Species of flowering plant

Ranunculus adoneus, the alpine buttercup or snow buttercup, is a species of flowering plant. It is an alpine buttercup from the family Ranunculaceae. This species is mainly found in the Rocky Mountains in Colorado and Wyoming but can also be found in Idaho, northern Utah and eastern Nevada. Its typical habitat is short grass meadows near the edge of melting snow.

==Discovery==
Ranunculus adoneus was first formally described in 1863 by Asa Gray in a list of species collected by several colleagues during the summer and autumn of 1862 on and near the Rocky Mountains in Colorado.

==Habitat and ecology==
Ranunculus adoneus is a native species that is found only in the Rocky Mountains around the limit of snow where it is quite common. It is a long-lived perennial that is found at elevated meadows in alpine environments. The plants emerge at the edge of the melting snow and flower within a few days. The flowering time of R. adoneus is controlled by the time of snowmelt, so that on a steep gradient flowers appear first on a lower altitude and subsequently, with melting of the snow, several tens of meters higher. They are found at an altitude of 2500 – 4000 meters. Flowering lasts longer at lower altitudes. The flowers persist for approximately 10 days. Secondary flowers may open a week or two after the primary flowers.

==Morphology==
The leaves of R. adoneus are about 4 cm in diameter and deeply dissected into linear lobes, with narrow leaf segments that grow at the base and along the stem and are often just one pair. The stem, which is about 9–25 cm long, is hairless and quite thick and ascends erect from the roots (caudices). It bears 1 to 3 flowers that are yellow with 5 to 10 wedge-shaped petals. The flowers are larger than the leaves, about 4 cm and are situated low in the young plant but become higher through stem elongation in the summer. The flowers are protogynous: the pistils mature before the maturation of the anthers to prevent self-fertility.

The flower has 5 greenish-yellow sepals that have white hairs on the lower surface. Petals are overlapping and curved-up towards the tip so the flower is cup-shaped.

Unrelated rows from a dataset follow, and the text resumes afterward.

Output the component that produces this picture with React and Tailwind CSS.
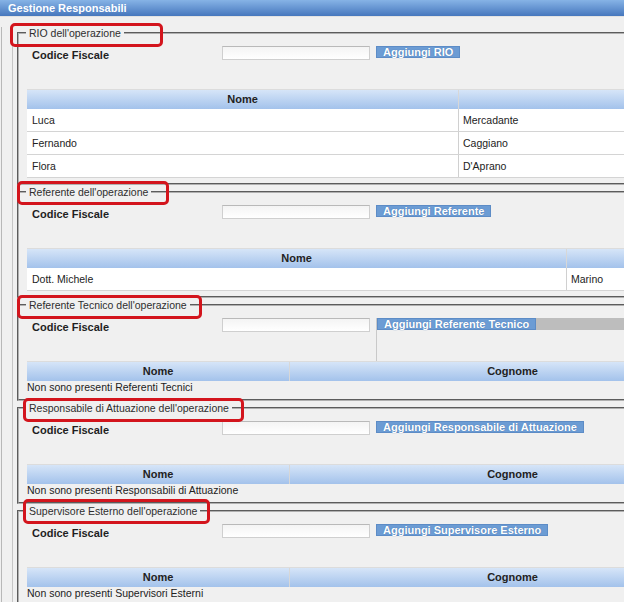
import React from 'react';

const sections = [
  {
    legend: "RIO dell'operazione",
    button: 'Aggiungi RIO',
    cols: [431],
    headers: ['Nome', ''],
    rows: [
      ['Luca', 'Mercadante'],
      ['Fernando', 'Caggiano'],
      ['Flora', "D'Aprano"],
    ],
  },
  {
    legend: "Referente dell'operazione",
    button: 'Aggiungi Referente',
    cols: [539],
    headers: ['Nome', ''],
    rows: [['Dott. Michele', 'Marino']],
  },
  {
    legend: "Referente Tecnico dell'operazione",
    button: 'Aggiungi Referente Tecnico',
    cols: [262],
    headers: ['Nome', 'Cognome'],
    empty: 'Non sono presenti Referenti Tecnici',
    extra: true,
  },
  {
    legend: "Responsabile di Attuazione dell'operazione",
    button: 'Aggiungi Responsabile di Attuazione',
    cols: [262],
    headers: ['Nome', 'Cognome'],
    empty: 'Non sono presenti Responsabili di Attuazione',
  },
  {
    legend: "Supervisore Esterno dell'operazione",
    button: 'Aggiungi Supervisore Esterno',
    cols: [262],
    headers: ['Nome', 'Cognome'],
    empty: 'Non sono presenti Supervisori Esterni',
  },
];

// red annotation boxes drawn over the legends
const marks = [
  'left-[10px] top-[23px] w-[153px] h-[24px]',
  'left-[17px] top-[181px] w-[152px] h-[24px]',
  'left-[17px] top-[295px] w-[185px] h-[24px]',
  'left-[23px] top-[398px] w-[221px] h-[24px]',
  'left-[23px] top-[499px] w-[187px] h-[25px]',
];

const Section = ({ s, first }) => {
  return (
    <fieldset
      className={`${first ? 'mt-[10px]' : 'mt-px'} ml-[4px] w-[720px] border-2 [border-style:groove] border-[#b0b0b0] pl-[8px] ${s.empty ? 'pb-[6px]' : 'pb-[5px]'}`}
    >
      <legend className="ml-[-1px] px-[3px] text-[10.5px] leading-[12px] text-[#2e2e2e]">{s.legend}</legend>

      {/* Codice Fiscale row */}
      <div className="mt-[7px] flex h-[43px] items-start">
        <div className="w-[195px] pl-[5px] pt-[3px] text-[11px] font-bold leading-[12px] text-[#1f1f1f]">Codice Fiscale</div>
        <input
          type="text"
          className="h-[14px] w-[148px] border border-[#cfcfcf] border-t-[#b9b9b9] bg-[linear-gradient(#f4f4f4,#ffffff)] outline-none"
        />
        <div className={`ml-[6px] flex-1 self-stretch ${s.extra ? 'border-l border-[#c9c9c9]' : ''}`}>
          <div className="flex">
            <button className="h-[12px] whitespace-nowrap border border-[#5d8cc6] bg-[#6c9cd4] px-[6px] text-[11px] font-bold leading-[10px] text-white [text-shadow:0_0_1px_#3d6aa3]">
              {s.button}
            </button>
            {s.extra && <div className="h-[12px] flex-1 bg-[#bdbdbd]" />}
          </div>
        </div>
      </div>

      {/* table */}
      <div className="text-[#222]">
        <div className="flex h-[20px] border-t border-[#dcdcdc] bg-[linear-gradient(#d6e5f8,#a3c2eb)] text-[11px] font-bold leading-[19px]">
          <div className="text-center" style={{ width: s.cols[0] }}>{s.headers[0]}</div>
          <div className="flex-1 border-l border-[#d7d7d7] text-center">{s.headers[1]}</div>
        </div>
        {s.rows &&
          s.rows.map((r, i) => (
            <div key={i} className="flex h-[23px] border-b border-[#d4d4d4] bg-white text-[10.5px] leading-[22px]">
              <div className="pl-[5px]" style={{ width: s.cols[0] }}>{r[0]}</div>
              <div className="flex-1 border-l border-[#d0d0d0] pl-[4px]">{r[1]}</div>
            </div>
          ))}
        {s.empty && <div className="text-[10.5px] leading-[12px]">{s.empty}</div>}
      </div>
    </fieldset>
  );
};

export default function App() {
  return (
    <div className="relative h-[602px] w-[624px] overflow-hidden bg-[#f0f0f0] font-['Liberation_Sans',Arial,sans-serif]">
      {/* title bar */}
      <div className="h-[17px] border-b border-[#e2e2e2] bg-[linear-gradient(#86b3e6,#4677bd)] pl-[8px] text-[11px] font-bold leading-[16px] text-white">
        Gestione Responsabili
      </div>

      <div className="ml-px h-[585px] border-l border-[#b8b8b8]">
        <div className="ml-[10px] h-full border-l border-[#c6c6c6]">
          {sections.map((s, i) => (
            <Section key={i} s={s} first={i === 0} />
          ))}
        </div>
      </div>

      {marks.map((m, i) => (
        <div key={i} className={`pointer-events-none absolute rounded-[5px] border-[3px] border-[#d3151d] ${m}`} />
      ))}
    </div>
  );
}
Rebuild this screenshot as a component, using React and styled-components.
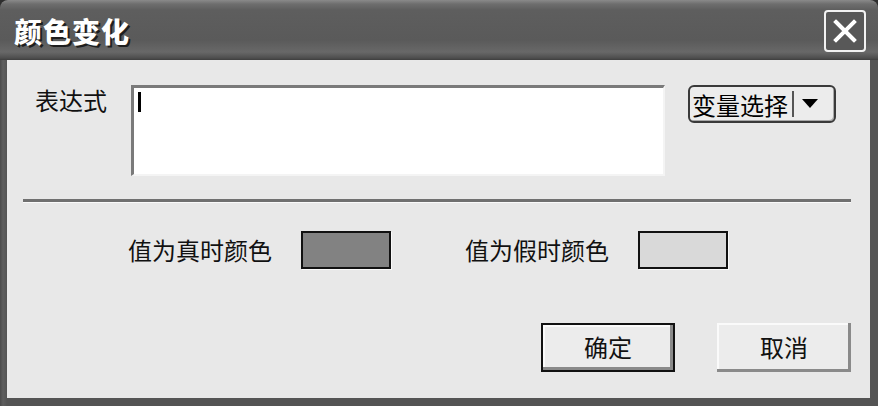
import styled, { createGlobalStyle } from "styled-components";

const GlobalStyle = createGlobalStyle`
  html, body {
    margin: 0;
    padding: 0;
    background: #2e2e2e;
  }
  body {
    font-family: "Noto Sans CJK SC", "Noto Sans", sans-serif;
  }
`;

const StyledWindow = styled.div`
  width: 878px;
  height: 406px;
  display: flex;
  flex-direction: column;
  background: linear-gradient(to right, #4a4a4a, #5e5e5e 3px, #545454 7px);
  box-sizing: border-box;
  padding: 0 8px 8px 7px;
  border-radius: 8px 8px 0 0;
  overflow: hidden;
`;

const StyledTitleBar = styled.div`
  height: 60px;
  margin: 0 -8px 0 -7px;
  padding: 0 12px 0 14px;
  display: flex;
  align-items: center;
  justify-content: space-between;
  background: linear-gradient(
    to bottom,
    #8a8a8a 0px,
    #6e6e6e 4px,
    #5e5e5e 10px,
    #5a5a5a 40px,
    #686868 52px,
    #4e4e4e 58px,
    #3e3e3e 60px
  );
  border-radius: 8px 8px 0 0;
`;

const StyledTitle = styled.h1`
  margin: 2px 0 0;
  font-size: 28px;
  font-weight: 900;
  color: #ffffff;
  letter-spacing: 1px;
  text-shadow: 2px 2px 0 #1e1e1e;
`;

const StyledClose = styled.button`
  width: 42px;
  height: 42px;
  margin-top: 2px;
  padding: 0;
  display: flex;
  align-items: center;
  justify-content: center;
  background: #585858;
  border: 2px solid #f2f2f2;
  border-radius: 4px;
`;

const StyledBody = styled.div`
  flex: 1;
  background: #e8e8e8;
  display: flex;
  flex-direction: column;
  padding: 25px 19px 0 16px;
`;

const StyledExprRow = styled.div`
  display: flex;
  align-items: flex-start;
`;

const StyledLabel = styled.span`
  font-size: 24px;
  line-height: 30px;
  color: #111;
  white-space: nowrap;
`;

const StyledExprLabel = styled(StyledLabel)`
  width: 96px;
  margin-left: 12px;
`;

const StyledTextBox = styled.div`
  width: 534px;
  height: 91px;
  box-sizing: border-box;
  background: #ffffff;
  border-top: 3px solid #7a7a7a;
  border-left: 3px solid #7a7a7a;
  border-right: 2px solid #f4f4f4;
  border-bottom: 2px solid #f4f4f4;
  padding: 4px 0 0 4px;
`;

const StyledCaret = styled.div`
  width: 3px;
  height: 20px;
  background: #000;
`;

const StyledSelect = styled.button`
  margin-left: 23px;
  width: 148px;
  height: 38px;
  display: flex;
  align-items: center;
  padding: 0 6px 0 2px;
  background: #ececec;
  border: 2px solid #3a3a3a;
  border-radius: 6px;
  box-shadow: inset -1px -1px 0 #a8a8a8;
  font-family: inherit;
  font-size: 24px;
  color: #000;
  box-sizing: border-box;
`;

const StyledSelectDivider = styled.span`
  width: 2px;
  height: 26px;
  background: #555;
  margin: 0 8px 0 4px;
`;

const StyledDivider = styled.div`
  height: 3px;
  margin-top: 23px;
  background: #707070;
  border-bottom: 1px solid #fafafa;
`;

const StyledColorRow = styled.div`
  display: flex;
  align-items: center;
  margin-top: 28px;
  padding-left: 105px;
`;

const StyledColorGroup = styled.div`
  display: flex;
  align-items: center;
  margin-right: ${(props) => props.$gap || 0}px;
`;

const StyledSwatch = styled.div`
  width: 90px;
  height: 38px;
  box-sizing: border-box;
  margin-left: 29px;
  background: ${(props) => props.$color};
  border: 2px solid #111;
  box-shadow: 1px 1px 0 #fafafa;
`;

const StyledActions = styled.div`
  display: flex;
  justify-content: flex-end;
  gap: 42px;
  margin-top: 54px;
`;

const StyledButton = styled.button`
  width: 134px;
  height: 49px;
  box-sizing: border-box;
  font-family: inherit;
  font-size: 24px;
  color: #111;
  background: #ececec;
  border: ${(props) => (props.$default ? "2px solid #111" : "none")};
  box-shadow: inset -3px -3px 0 #8a8a8a, inset 2px 2px 0 #fafafa;
  padding: 0 0 3px;
`;

export default function App() {
  return (
    <>
      <GlobalStyle />
      <StyledWindow>
        <StyledTitleBar>
          <StyledTitle>颜色变化</StyledTitle>
          <StyledClose aria-label="close">
            <svg width="26" height="26" viewBox="0 0 26 26">
              <path
                d="M4 4 L22 22 M22 4 L4 22"
                stroke="#ffffff"
                strokeWidth="4"
                strokeLinecap="square"
              />
            </svg>
          </StyledClose>
        </StyledTitleBar>
        <StyledBody>
          <StyledExprRow>
            <StyledExprLabel>表达式</StyledExprLabel>
            <StyledTextBox>
              <StyledCaret />
            </StyledTextBox>
            <StyledSelect>
              变量选择
              <StyledSelectDivider />
              <svg width="16" height="10" viewBox="0 0 16 10">
                <path d="M0 0 H16 L8 9 Z" fill="#000" />
              </svg>
            </StyledSelect>
          </StyledExprRow>
          <StyledDivider />
          <StyledColorRow>
            <StyledColorGroup $gap={74}>
              <StyledLabel>值为真时颜色</StyledLabel>
              <StyledSwatch $color="#828282" />
            </StyledColorGroup>
            <StyledColorGroup>
              <StyledLabel>值为假时颜色</StyledLabel>
              <StyledSwatch $color="#d9d9d9" />
            </StyledColorGroup>
          </StyledColorRow>
          <StyledActions>
            <StyledButton $default>确定</StyledButton>
            <StyledButton>取消</StyledButton>
          </StyledActions>
        </StyledBody>
      </StyledWindow>
    </>
  );
}
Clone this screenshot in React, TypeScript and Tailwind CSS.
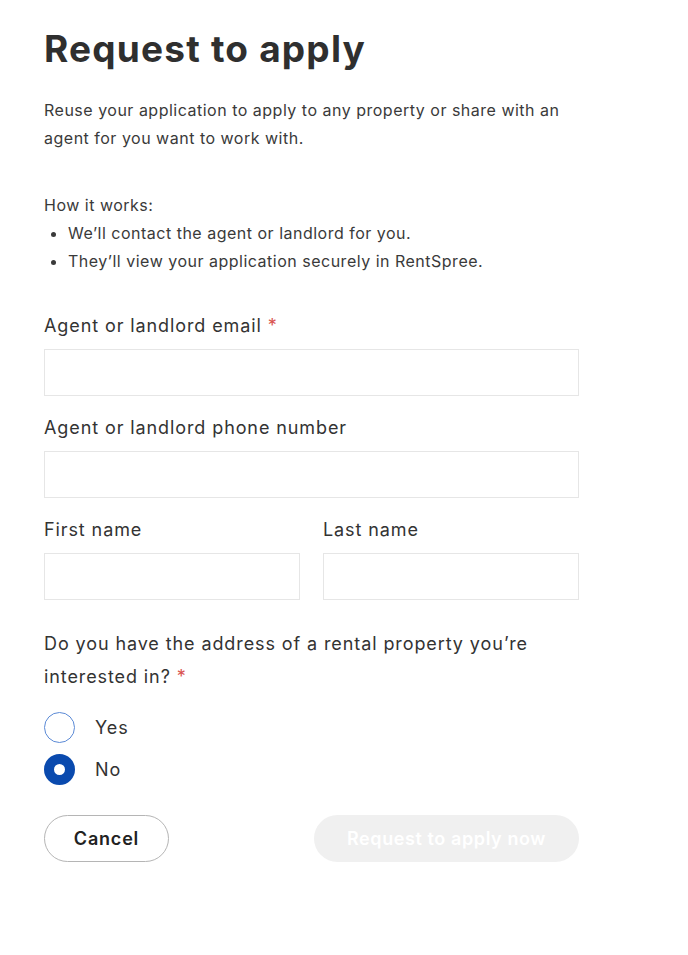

Receptacles bear 50–150 stigmas, which mature over several days. Photosynthetic achenes, the fruit that contains a seed, develop from the fertilized ovules. Seeds disperse mainly by gravity 3 to 5 weeks after fertilization.

== Heliotropism ==
The flowers present heliotropism, a property that is often present in alpine and arctic plants. It allows the flowers to track the sun, warm up and attract insects When the flowers are not within 45° in line with the sun, and less insects visit the flower, the seed yield is much less.